On a rainy afternoon five days before the election, approximately 500 Golden campaign volunteers were fanned out across a district that covers more than 27,000 square miles to lock down votes. Public polling is sparse, but political insiders in both parties agree that the contest is a pure tossup.

Golden, 36, the assistant majority leader of the Maine House of Representatives, spent Thursday hustling from an official legislative event to celebrate a new, state-funded lead abatement program, to a campaign event where he received the endorsement of local firefighters, to a walk along Lisbon Street, Lewiston’s depressed main shopping drag, to shake hands with voters.

In an interview, Golden, who spent two years working for Sen. Susan Collins, R-Maine, on homeland security issues, scoffed at the Poliquin campaign’s charges that he’s a doctrinaire liberal in league with the national Democratic Party.
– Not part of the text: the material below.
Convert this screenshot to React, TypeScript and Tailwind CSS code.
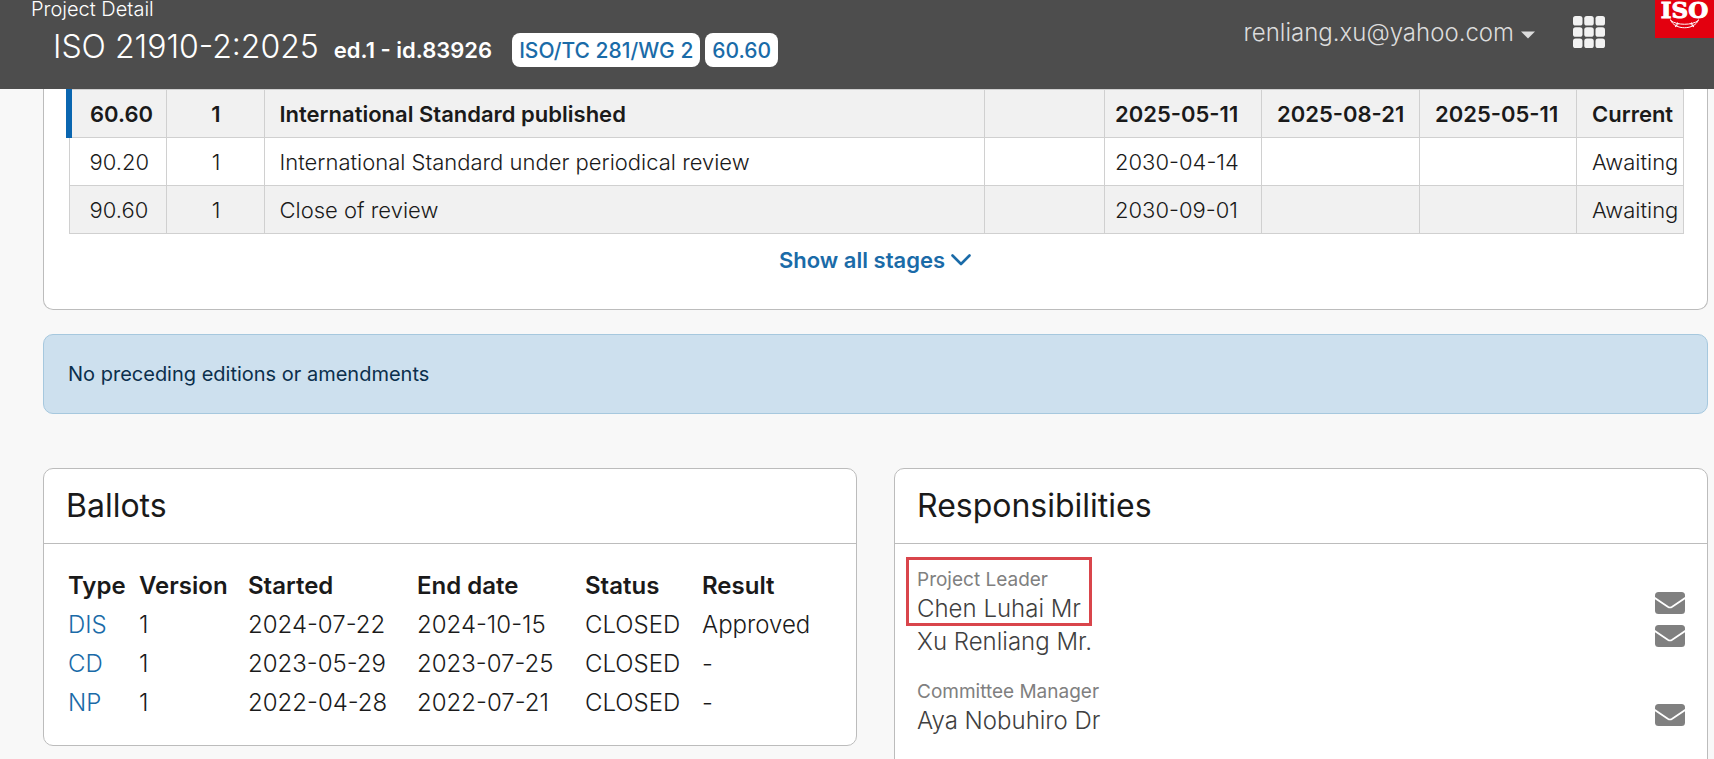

Golden, describing himself as a “labor Democrat,” said he would oppose House Minority Leader Nancy Pelosi, D-Calif., becoming the speaker; opposes banning AR-15 semi-automatic rifles; opposes raising the age limit to purchase firearms; supports Trump’s decision to deploy the military to the southern border to block the incoming caravan of Central American migrants; and backs the president’s hard-line policy on trade.

“I’m on board with a lot of what he’s doing,” Golden said, adding: “I believe in climate change, I believe that we’ve got to protect our environment. I also am going to fight tooth and nail to protect mill jobs and to protect our logging industry and others. To me, it’s who do you represent? And, the easiest answer for me is, the people that live here.”